화학공학소재연구정보센터
Journal of Physical Chemistry A, Vol.111, No.5, 925-931, 2007
Uptake measurements of ethanol on ice surfaces and on supercooled aqueous solutions doped with nitric acid between 213 and 243 k
Uptake of ethanol either on pure frozen ice surfaces or supercooled solutions doped with HNO3 (0.63 and 2.49 wt %) has been investigated using a coated wall flow tube coupled to a mass spectrometric detection. The experiments were conducted over the temperature range of 213-243 K. Uptake of ethanol on these surfaces was always found to be totally reversible whatever were the experimental conditions. The number of ethanol molecules adsorbed per surface unit was conventionally plotted as a function of ethanol concentration in the gas phase and subsequently analyzed using Langmuir's model.
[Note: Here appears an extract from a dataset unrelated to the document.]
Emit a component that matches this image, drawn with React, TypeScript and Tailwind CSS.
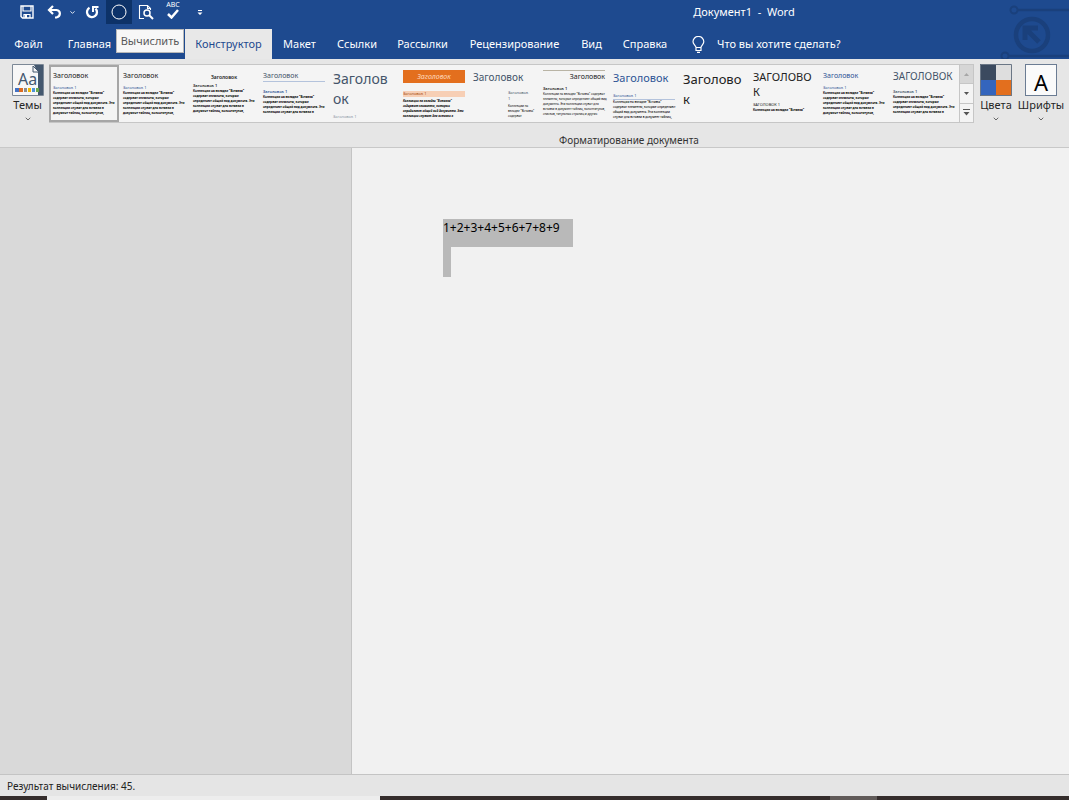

The amount of ethanol molecules taken up on nitric acid doped-ice surfaces was found to increase largely with increasing nitric acid concentrations. For example at 223 K, and for an ethanol gas-phase concentration of 1 x 10(13) molecules cm(3), the number of adsorbed molecules are (in units of molecules cm(-2)): similar to 1.3 x 10(14) on pure ice; similar to 1.4 x 10(15) on ice doped with HNO3 0.63 wt %; similar to 7.5 x 10(15) on ice doped with HNO3, 2.49 wt %, i.e. 60 times larger than on pure ice. Since, according to the shape of the isotherms, the adsorption did not proceed beyond monolayer coverage, the enormous increase of ethanol uptake was explained by considering its dissolution in either a supercooled liquid layer (T < 230 K) or a liquid solution (T > 230 K). The formation of both was indeed favored by the presence of the HNO3. Our experimental results suggest that the amount of ethanol dissolved in such supercooled solutions follows Henry's law and that the Henry's law constants at low temperatures, i.e., 223-243 K, can be estimated by extrapolation from higher temperatures. Such supercooled solutions which exist in the troposphere either in deep convective clouds or in mixed clouds for temperature above 233 K, might be responsible for the scavenging of large amounts of soluble species, such as nitric and sulfuric acids, oxygenated VOCs including alcohols, carboxylic acids, and formaldehyde.